Cigarette butts have been unexpectedly left to mingle in the intaglio of his works.

Jackson Pollock was not so fussy, but he was equally obsessed. It is said that ‘there is a vibration and a rhythm in everything’. Science supports this. Pollock spent hours, days dripping, pouring and splashing paint, layer upon layer, on enormous canvases that required a barn as a studio. As he worked, he chain smoked. Cigarette butts have been unexpectedly left to mingle in the intaglio of his works. Perhaps Pollock didn’t spot it, or he felt it added to the mystique. But something else has been identified in his work. With the use of digital technology and scanning, the sheer physicality of repetitious movement of the artist has created patterns, signature fractals; determined not by Pollock’s vision, but by how far he could reach across the canvas, and by how long he could keep a specific rhythmic action going before he needed to reload his paint brush.

Jackson Pollock

Young British artist, Chris Ofili also worked with paint. But he added other media to his palette; elephant dung, which was an unexpected ingredient to any artwork but, given that the subject was a portrait of The Virgin Mary, is gained lots of attention. Ofili’s Afro-Caribbean roots had a role to play in his choice. The result was the spectacle of ‘the affluent flocking to buy Olifi’s animal effluent’ at Sotheby’s Art Auction House in fashionable Mayfair. Since Kandinsky and af Klint kicked things off in the early 20th century other, even more notable artists have stuck stuff on canvas.

Without abstract art, the world would be less interesting.
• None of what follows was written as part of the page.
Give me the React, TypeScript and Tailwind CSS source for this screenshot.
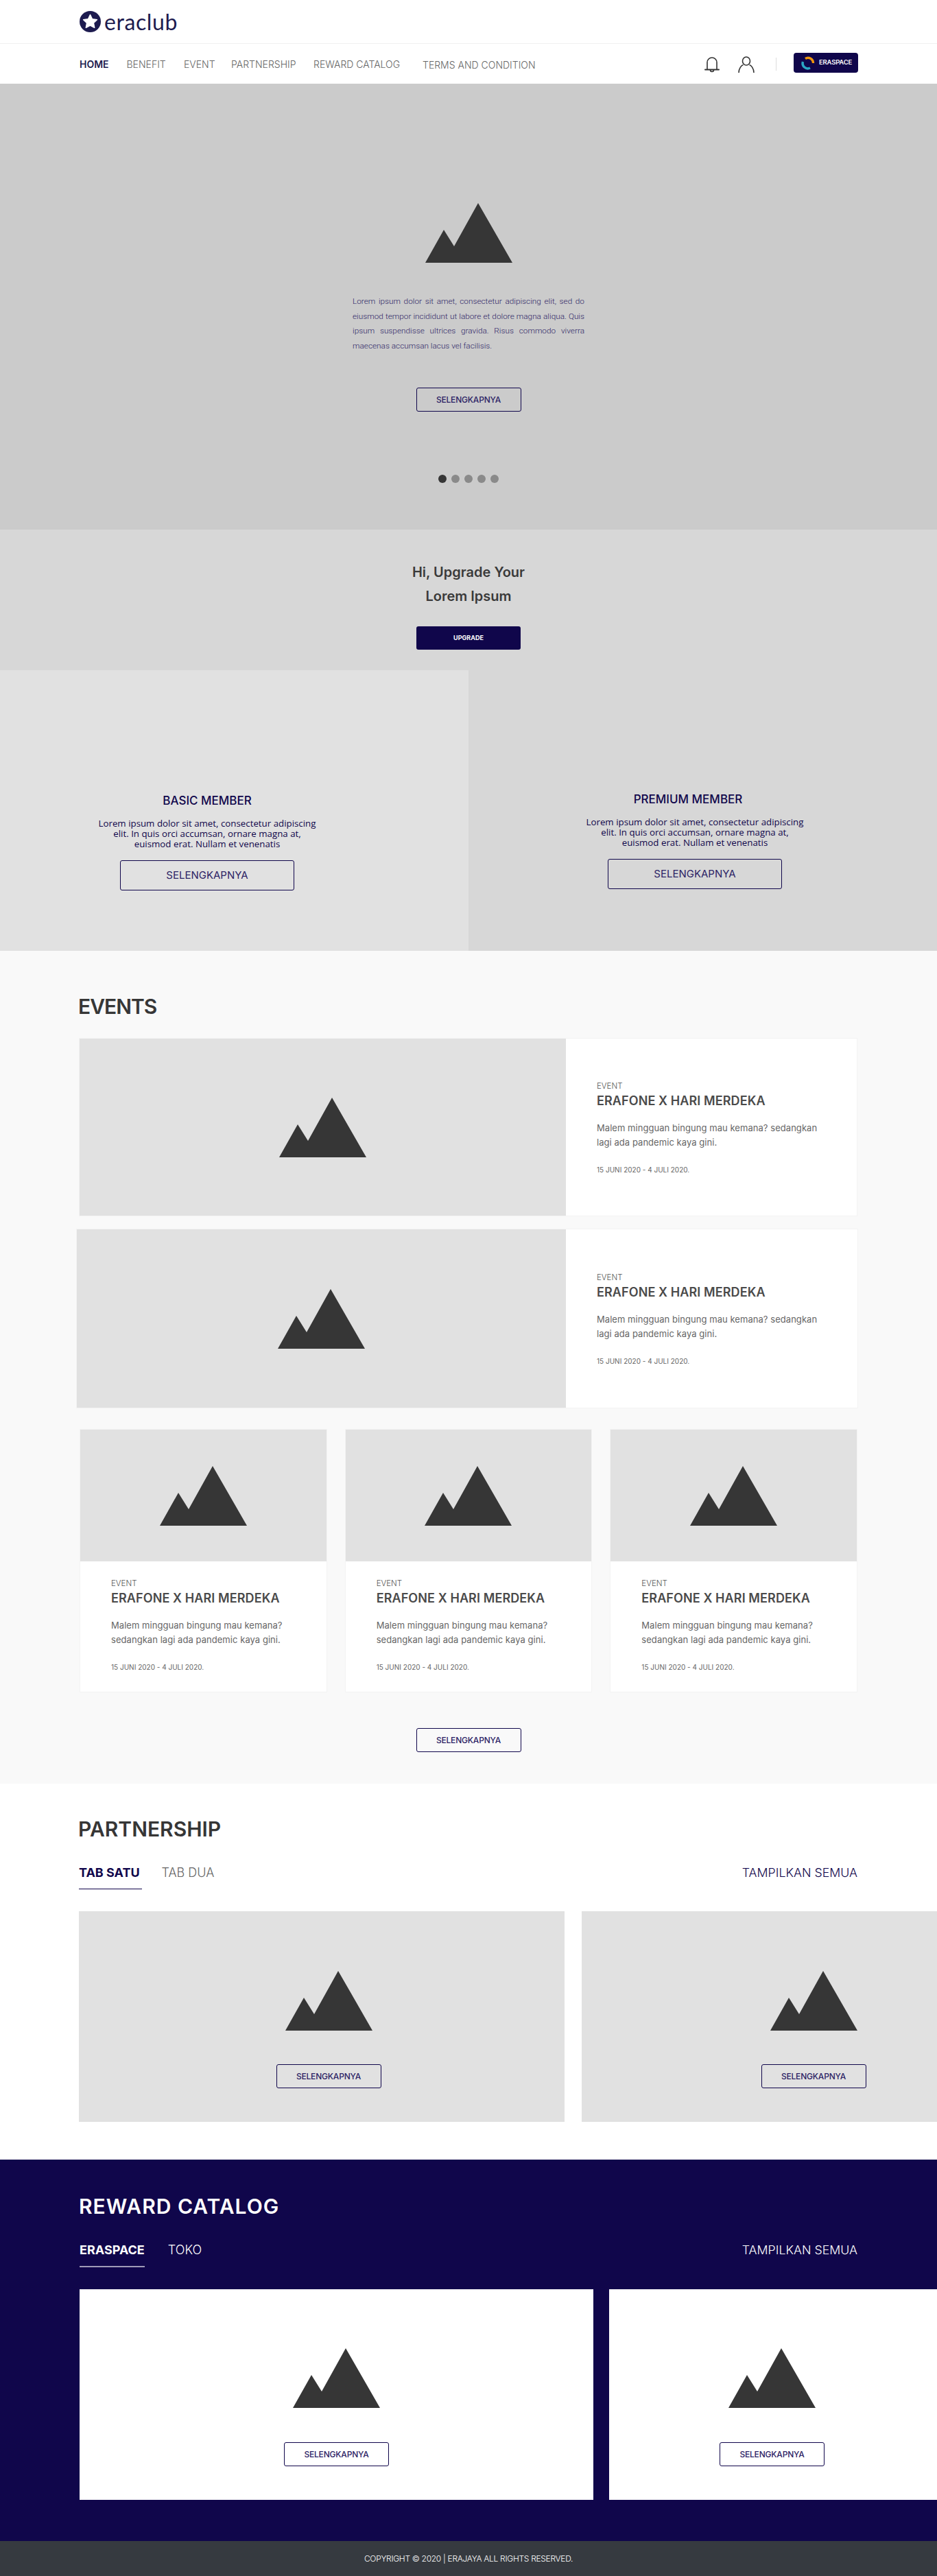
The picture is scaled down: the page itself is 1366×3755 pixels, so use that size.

Picasso was a keen collagist; newspaper, sheet music, wall paper, all found a place in his own pursuit of abstract expression on canvas. Without abstract art, the world would be less interesting. “How on earth did they come up with that?” has been the desired response for over a century now. Of course, one can glean the same expression of wonderment when faced with a Michelangelo or a Hieronymus Bosch. The ability of an artwork and an artist keeping their secret is what keeps us visiting galleries and buying abstract whenever we can.